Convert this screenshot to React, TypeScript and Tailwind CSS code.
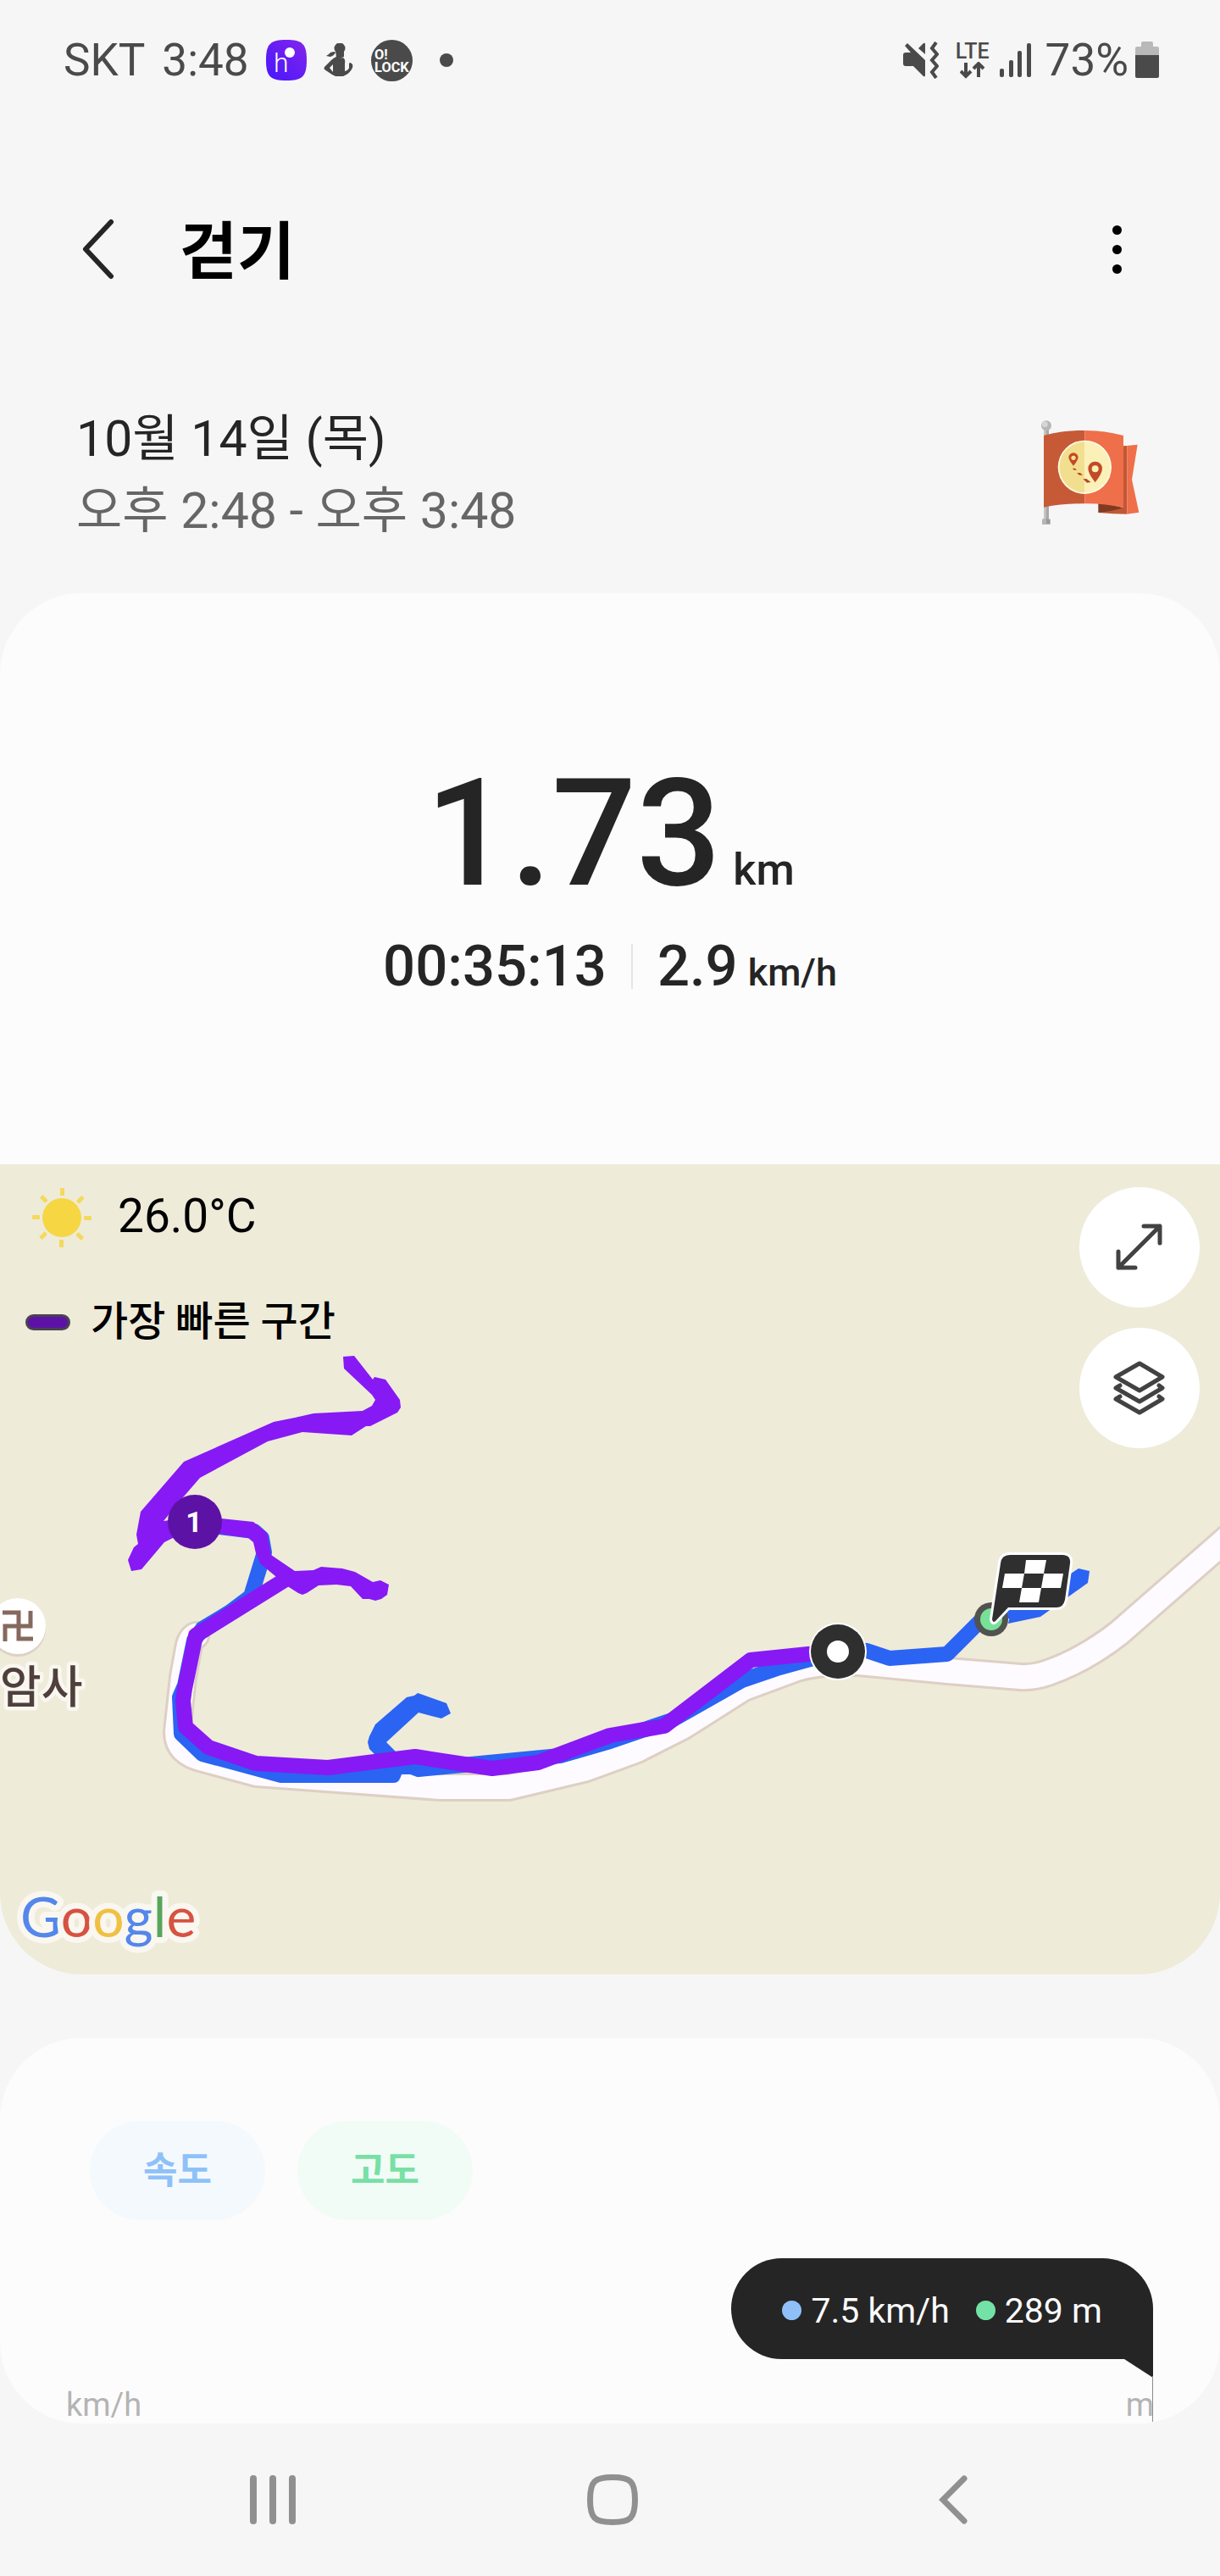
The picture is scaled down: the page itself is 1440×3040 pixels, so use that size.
import React from "react";

const SUN_RAYS = [0, 45, 90, 135, 180, 225, 270, 315];

function StatusBar() {
  return (
    <div className="flex items-center justify-between h-[142px] pl-[75px] pr-[72px] text-[#4a4a4a] text-[53px] leading-[53px]">
      <div className="flex items-center gap-5">
        <span>SKT</span>
        <span>3:48</span>
        <svg width="48" height="48" viewBox="0 0 48 48" aria-hidden="true">
          <defs>
            <linearGradient id="hGrad" x1="0" y1="1" x2="1" y2="0">
              <stop offset="0" stopColor="#4717fb" />
              <stop offset="1" stopColor="#8424ec" />
            </linearGradient>
          </defs>
          <path d="M24 0C43 0 48 5 48 24S43 48 24 48 0 43 0 24 5 0 24 0Z" fill="url(#hGrad)" />
          <text x="9" y="38" fontSize="32" fontWeight="300" fill="#fff">h</text>
          <circle cx="28" cy="15" r="6" fill="#fff" />
        </svg>
        <svg width="36" height="40" viewBox="0 0 36 40" fill="currentColor" aria-hidden="true">
          <ellipse cx="19" cy="6" rx="6.500" ry="6.500" />
          <path d="M14 8 24 9 24 16Q18 19 15 17Z" />
          <path d="M13 10Q8 10 6 13L3 15 8 16Q12 15 14 11Z" />
          <path fillRule="evenodd" d="M15 16Q20 18 23 17 26 19 25 24V33Q29 32 30 29V24Q31 22 33 24 35 25 34 29 31 36 23 39H14Q12 38 10 37L1 31Q0 29 1 28L9 20Q12 17 15 16ZM7 29 11 34V25Z" />
        </svg>
        <svg width="49" height="49" viewBox="0 0 48 48" aria-hidden="true">
          <circle cx="24" cy="24" r="24" fill="#4a4a4a" />
          <text x="4" y="23" fontSize="16" fontWeight="700" fill="#fff">O!</text>
          <text x="4" y="37" fontSize="16" fontWeight="700" fill="#fff">LOCK</text>
        </svg>
        <span className="ml-3 size-4 rounded-full bg-[#4a4a4a]" />
      </div>

      <div className="flex items-center">
        <svg width="42" height="44" viewBox="0 0 42 44" fill="currentColor" aria-hidden="true">
          <path d="M2 5 5 2 26 22V40Q26 42 24 41L12 29H3Q0 29 0 26V16Q0 13 3 13H9Z" />
          <path d="M18 8 24 2Q26 1 26 3V15Z" />
          <path d="M39 1 34 8 40 15 34 22 40 29 34 36 39 43" fill="none" stroke="currentColor" strokeWidth="4" />
        </svg>
        <div className="flex flex-col items-center ml-5">
          <span className="text-[25px] leading-6 font-medium">LTE</span>
          <svg width="30" height="20" viewBox="0 0 30 20" fill="none" stroke="currentColor" strokeWidth="4" aria-hidden="true">
            <path d="M7 1V17M1 11 7 17 13 11" />
            <path d="M22 18V2M16 8 22 2 28 8" />
          </svg>
        </div>
        <svg className="ml-3" width="38" height="40" viewBox="0 0 38 40" fill="currentColor" aria-hidden="true">
          <rect x="0" y="30" width="5" height="10" rx="2" />
          <rect x="11" y="20" width="5" height="20" rx="2" />
          <rect x="21" y="9" width="5" height="31" rx="2" />
          <rect x="32" y="0" width="5" height="40" rx="2" />
        </svg>
        <span className="ml-4">73%</span>
        <svg className="ml-2" width="28" height="44" viewBox="0 0 28 44" aria-hidden="true">
          <path d="M7 2Q7 0 9 0H19Q21 0 21 2V6H26Q28 6 28 8V16H0V8Q0 6 2 6H7Z" fill="#b9b9b9" />
          <path d="M0 16H28V41Q28 43 26 43H2Q0 43 0 41Z" fill="#4a4a4a" />
        </svg>
      </div>
    </div>
  );
}

function FlagBadge() {
  return (
    <svg className="flex-none" width="116" height="129" viewBox="146 106 348 387" aria-label="경로">
      <rect x="155" y="135" width="18" height="325" fill="#a9a9a9" />
      <rect x="155" y="135" width="8" height="325" fill="#c6c6c6" />
      <rect x="150" y="456" width="28" height="18" fill="#999" />
      <rect x="150" y="456" width="14" height="18" fill="#b5b5b5" />
      <circle cx="164" cy="125" r="18" fill="#b7b7b7" />
      <circle cx="159" cy="120" r="10" fill="#d6d6d6" />
      <path d="M348 400Q400 404 437 416L437 432 348 433Z" fill="#7f3a22" />
      <path d="M437 197 450 196V438Q400 438 348 433 400 428 437 416Z" fill="#c25735" />
      <path d="M450 196 487 192 467 316 492 432 450 438Z" fill="#ef6f4a" />
      <path d="M155 160Q228 140 300 142V401Q225 400 155 414Z" fill="#c65a37" />
      <path d="M300 142Q372 142 437 160V415Q370 400 300 401Z" fill="#ef6f4a" />
      <circle cx="300" cy="272" r="95" fill="#fffbe6" />
      <path d="M300 182A90 90 0 0 0 300 362Z" fill="#f1df8f" />
      <path d="M300 182A90 90 0 0 1 300 362Z" fill="#fbf0b8" />
      <path fillRule="evenodd" d="M260 267Q243 246 243 237A17 16 0 0 1 277 237Q277 246 260 267ZM260 231A8 8 0 1 0 260 247 8 8 0 1 0 260 231Z" fill="#c24a26" />
      <path fillRule="evenodd" d="M337 326Q312 294 312 277A25 25 0 0 1 362 277Q362 294 337 326ZM337 266A12 12 0 1 0 337 290 12 12 0 1 0 337 266Z" fill="#c24a26" />
      <path d="M256 276H266L272 282H262ZM272 292H284L293 300H281ZM294 314 306 313 322 325 308 327Z" fill="#b54a28" />
    </svg>
  );
}

function RouteMap() {
  const road = "M1475 418 1440 449 1321 553Q1280 585 1237 600 1220 606 1204 605L1119 598 1014 588Q970 586 940 595L878 618 807 663 752 691 689 714 601 735H519L303 719 240 702Q209 695 209 670L216 605 222 572Q224 560 231 556";

  return (
    <svg className="block w-full h-auto bg-[#eeebd9]" viewBox="0 0 1440 956" aria-label="걷기 경로 지도">
      {/* Road */}
      <path d={road} fill="none" stroke="#decfc5" strokeWidth="34" strokeLinejoin="round" strokeLinecap="round" />
      <path d={road} fill="none" stroke="#fdfbff" strokeWidth="28" strokeLinejoin="round" strokeLinecap="round" />

      {/* Whole route */}
      <g fill="none" stroke="#2b63f3" strokeWidth="18" strokeLinejoin="round">
        <path d="M250 427 300 433 309 441 312 458 296 510 272 528 239 548 229 562 218 615 212 629 214 672 239 696 332 721H464L470 705 494 714 661 698 720 681 793 656 876 609 920 594 989 575" />
        <path d="M985 572 1023 574 1050 583 1118 578 1166 530 1227 523 1276 486" />
      </g>
      <path d="M1264 483 1273 477 1286 480 1284 494 1228 534 1190 542 1194 524 1226 520Z" fill="#2b63f3" />
      <path d="M443 697 436 690 434 682 436 675 443 661 480 629 489 627 493 624 499 626 527 636 532 648 521 654 494 647 456 682 467 693 490 720H440Z" fill="#2b63f3" />

      {/* Fastest section */}
      <path d="M405 227 418 226 440 254 442 251 455 254 472 278 473 287 469 293 437 309 432 309 415 320 357 316 316 327 236 370 217 392 193 421 230 416 261 418 299 422 315 435 320 461 348 480 370 479 379 475 404 477 419 481 440 493 449 491 459 496 457 508 450 513 443 515 436 513 428 513 414 498 397 496 376 497 362 506 357 508 352 506 341 499 325 486 307 471 302 459 299 446 293 441 258 436 204 441 194 446 167 478 155 480 151 467 158 452 163 448 161 437 166 410 217 351 323 304 348 299 370 294 428 291 439 285 443 278 439 272 406 241Z" fill="#8719f5" />
      <path d="M345 485 231 556 218 619 216 633 219 664 246 688 302 707 387 712 490 699 581 713 635 706 720 674 784 663 886 585 954 578 989 575" fill="none" stroke="#8719f5" strokeWidth="18" strokeLinejoin="round" />
      <circle cx="230" cy="422" r="32" fill="#5d12a6" />
      <text x="229" y="434" fontSize="34" fontWeight="700" fill="#fff" textAnchor="middle">1</text>

      {/* Temple */}
      <circle cx="21" cy="548" r="33" fill="#ddd0c6" />
      <circle cx="21" cy="545" r="33" fill="#fff" />
      <path d="M3 529H22V560H39M6 563V545H36V527" fill="none" stroke="#85695e" strokeWidth="5" />
      <text x="0" y="636" fontSize="53" fontWeight="500" fill="#4f403b" stroke="#f9f7f0" strokeWidth="9" strokeLinejoin="round" paintOrder="stroke">암사</text>

      {/* Start point */}
      <circle cx="989" cy="575" r="34" fill="#fff" />
      <circle cx="989" cy="575" r="32" fill="#2f2f2f" />
      <circle cx="989" cy="575" r="13" fill="#fff" />

      {/* Finish flag */}
      <circle cx="1170" cy="537" r="20" fill="#505350" />
      <circle cx="1170" cy="537" r="13" fill="#78e097" />
      <path d="M1192 461H1254Q1264 461 1263 471L1257 514Q1255 523 1247 523H1190L1175 539Q1172 542 1171 537L1181 471Q1182 461 1192 461Z" fill="#2f2f2f" stroke="#fff" strokeWidth="6" strokeLinejoin="round" paintOrder="stroke" />
      <path d="M1211 467H1235L1232 483H1209ZM1186 483H1209L1206 500H1183ZM1232 483H1255L1252 500H1229ZM1206 500H1229L1226 517H1203Z" fill="#fff" />

      <text x="24" y="912" fontSize="66" fontFamily="Lato, sans-serif" stroke="#f9f7f0" strokeWidth="14" strokeLinejoin="round" paintOrder="stroke">
        <tspan fill="#5486ec">G</tspan>
        <tspan fill="#d65241">o</tspan>
        <tspan fill="#f1bf42">o</tspan>
        <tspan fill="#5486ec">g</tspan>
        <tspan fill="#58a55c">l</tspan>
        <tspan fill="#d65241">e</tspan>
      </text>
    </svg>
  );
}

export default function App() {
  return (
    <div className="min-h-screen bg-[#f6f6f6] overflow-hidden font-['Roboto','Noto_Sans_CJK_KR',sans-serif]">
      <StatusBar />

      {/* Header */}
      <header className="flex items-center justify-between h-[304px] pl-[92px] pr-[102px]">
        <div className="flex items-center gap-[72px]">
          <button aria-label="뒤로">
            <svg className="block" width="48" height="72" viewBox="0 0 48 72" fill="none" stroke="#252525" strokeWidth="6" strokeLinecap="round" strokeLinejoin="round">
              <path d="M39 4 9 36 39 68" />
            </svg>
          </button>
          <h1 className="pt-2 text-[74px] leading-[88px] font-bold text-black">걷기</h1>
        </div>
        <button aria-label="더보기" className="flex flex-col items-center gap-3 px-[14px]">
          <span className="size-[11px] rounded-full bg-black" />
          <span className="size-[11px] rounded-full bg-black" />
          <span className="size-[11px] rounded-full bg-black" />
        </button>
      </header>

      <section className="flex items-center justify-between pt-[29px] pb-[55px] pl-[90px] pr-[95px]">
        <div className="text-[59px] leading-[85px]">
          <p className="text-[#252525]">10월 14일 (목)</p>
          <p className="text-[#666]">오후 2:48 - 오후 3:48</p>
        </div>
        <FlagBadge />
      </section>

      {/* Summary + map */}
      <section className="bg-[#fcfcfc] rounded-[96px] overflow-hidden">
        <div className="pt-[196px] pb-[200px] text-[#252525] font-medium">
          <div className="flex items-baseline justify-center gap-[14px]">
            <span className="text-[176px] leading-[176px]">1.73</span>
            <span className="text-[52px] leading-[52px]">km</span>
          </div>
          <div className="flex items-center justify-center mt-[34px]">
            <span className="text-[67px] leading-[68px]">00:35:13</span>
            <span className="w-[2px] h-[53px] mx-[29px] bg-[#e4e4e4]" />
            <span className="flex items-baseline gap-3">
              <span className="text-[67px] leading-[68px]">2.9</span>
              <span className="text-[45px] leading-[46px]">km/h</span>
            </span>
          </div>
        </div>

        <div className="relative">
          <RouteMap />
          <div className="absolute top-[24px] left-[30px] flex flex-col gap-[60px] text-black">
            <div className="flex items-center gap-[23px]">
              <svg width="86" height="78" viewBox="0 0 86 78" aria-label="맑음">
                <circle cx="43" cy="39" r="23" fill="#f6d743" />
                {SUN_RAYS.map((deg) => (
                  <rect key={deg} x="41" y="4" width="5" height="9" rx="1" fill="#f4d95c" transform={`rotate(${deg} 43 39)`} />
                ))}
              </svg>
              <span className="pb-1 text-[55px] leading-[74px]">26.0°C</span>
            </div>
            <div className="flex items-center gap-6">
              <span className="w-[53px] h-[19px] rounded-full border-[3px] border-[#4b4152] bg-[#5d12a6]" />
              <span className="text-[48px] leading-[48px] font-medium">가장 빠른 구간</span>
            </div>
          </div>
          <div className="absolute top-[27px] right-6 flex flex-col gap-6">
            <button aria-label="전체 화면" className="size-[142px] rounded-full bg-white">
              <svg viewBox="0 0 142 142" fill="none" stroke="#424242" strokeWidth="5" strokeLinecap="round" strokeLinejoin="round">
                <path d="M46 95 95 46M76 46H95V66M46 76V95H66" />
              </svg>
            </button>
            <button aria-label="지도 유형" className="size-[142px] rounded-full bg-white">
              <svg viewBox="0 0 142 142" fill="none" stroke="#424242" strokeWidth="5" strokeLinecap="round" strokeLinejoin="round">
                <path d="M71 42 98 58 71 74 43 58Z" />
                <path d="M94 68 98 71 71 87 43 71 48 68" />
                <path d="M94 81 98 84 71 100 43 84 48 81" />
              </svg>
            </button>
          </div>
        </div>
      </section>

      {/* Chart */}
      <section className="flex flex-col mt-[75px] pt-[98px] bg-[#fcfcfc] rounded-[96px] overflow-hidden">
        <div className="flex gap-[38px] pl-[106px] text-[44px] leading-[44px] font-bold">
          <button className="w-[207px] h-[117px] rounded-full bg-[#f4f9fd] text-[#8fc1f8]">속도</button>
          <button className="w-[207px] h-[117px] rounded-full bg-[#f2fcf7] text-[#78e0a5]">고도</button>
        </div>
        <div className="relative self-end flex items-center h-[119px] mt-[45px] mr-[79px] pt-1 pl-[60px] pr-[60px] rounded-l-[60px] rounded-tr-[60px] bg-[#252525] text-[#fcfcfc] text-[41px] leading-[48px]">
          <span className="size-[23px] mr-[11px] rounded-full bg-[#8fc1f8]" />
          <span>7.5 km/h</span>
          <span className="size-[23px] ml-[31px] mr-[11px] rounded-full bg-[#74e2a6]" />
          <span>289 m</span>
          <svg className="absolute top-full right-0" width="34" height="74" viewBox="0 0 34 74" aria-hidden="true">
            <path d="M0 0H34V22Z" fill="#252525" />
            <rect x="33" y="20" width="1" height="54" fill="#8c8c8c" />
          </svg>
        </div>
        <div className="flex justify-between mt-8 px-[78px] text-[38px] leading-[44px] text-[#b4b4b4]">
          <span>km/h</span>
          <span>m</span>
        </div>
      </section>

      {/* Navigation bar */}
      <nav className="flex h-[180px] pl-[122px] pr-[116px]">
        <button aria-label="최근 앱" className="flex-1 flex items-center justify-center">
          <svg width="54" height="58" viewBox="0 0 54 58" fill="#909090">
            <rect x="0" y="0" width="8" height="58" rx="4" />
            <rect x="23" y="0" width="8" height="58" rx="4" />
            <rect x="46" y="0" width="8" height="58" rx="4" />
          </svg>
        </button>
        <button aria-label="홈" className="flex-1 flex items-center justify-center">
          <svg width="62" height="62" viewBox="0 0 62 62" fill="none" stroke="#909090" strokeWidth="7">
            <path d="M31 4.500C52 4.500 57.500 9 57.500 31S52 57.500 31 57.500 4.500 53 4.500 31 10 4.500 31 4.500Z" />
          </svg>
        </button>
        <button aria-label="이전" className="flex-1 flex items-center justify-center">
          <svg width="36" height="60" viewBox="0 0 36 60" fill="none" stroke="#909090" strokeWidth="7" strokeLinecap="round">
            <path d="M32 5 7 30 32 55" />
          </svg>
        </button>
      </nav>
    </div>
  );
}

════════════════════

**Description of the task**: Leave the pictures out and please restate exactly the lines running from the start of the material through the one with "const SUN_RAYS = [0, 45, 90, 135, 180, 225, 270, 315];".

**Full output**:
Convert this screenshot to React, TypeScript and Tailwind CSS code.
The picture is scaled down: the page itself is 1440×3040 pixels, so use that size.
import React from "react";

const SUN_RAYS = [0, 45, 90, 135, 180, 225, 270, 315];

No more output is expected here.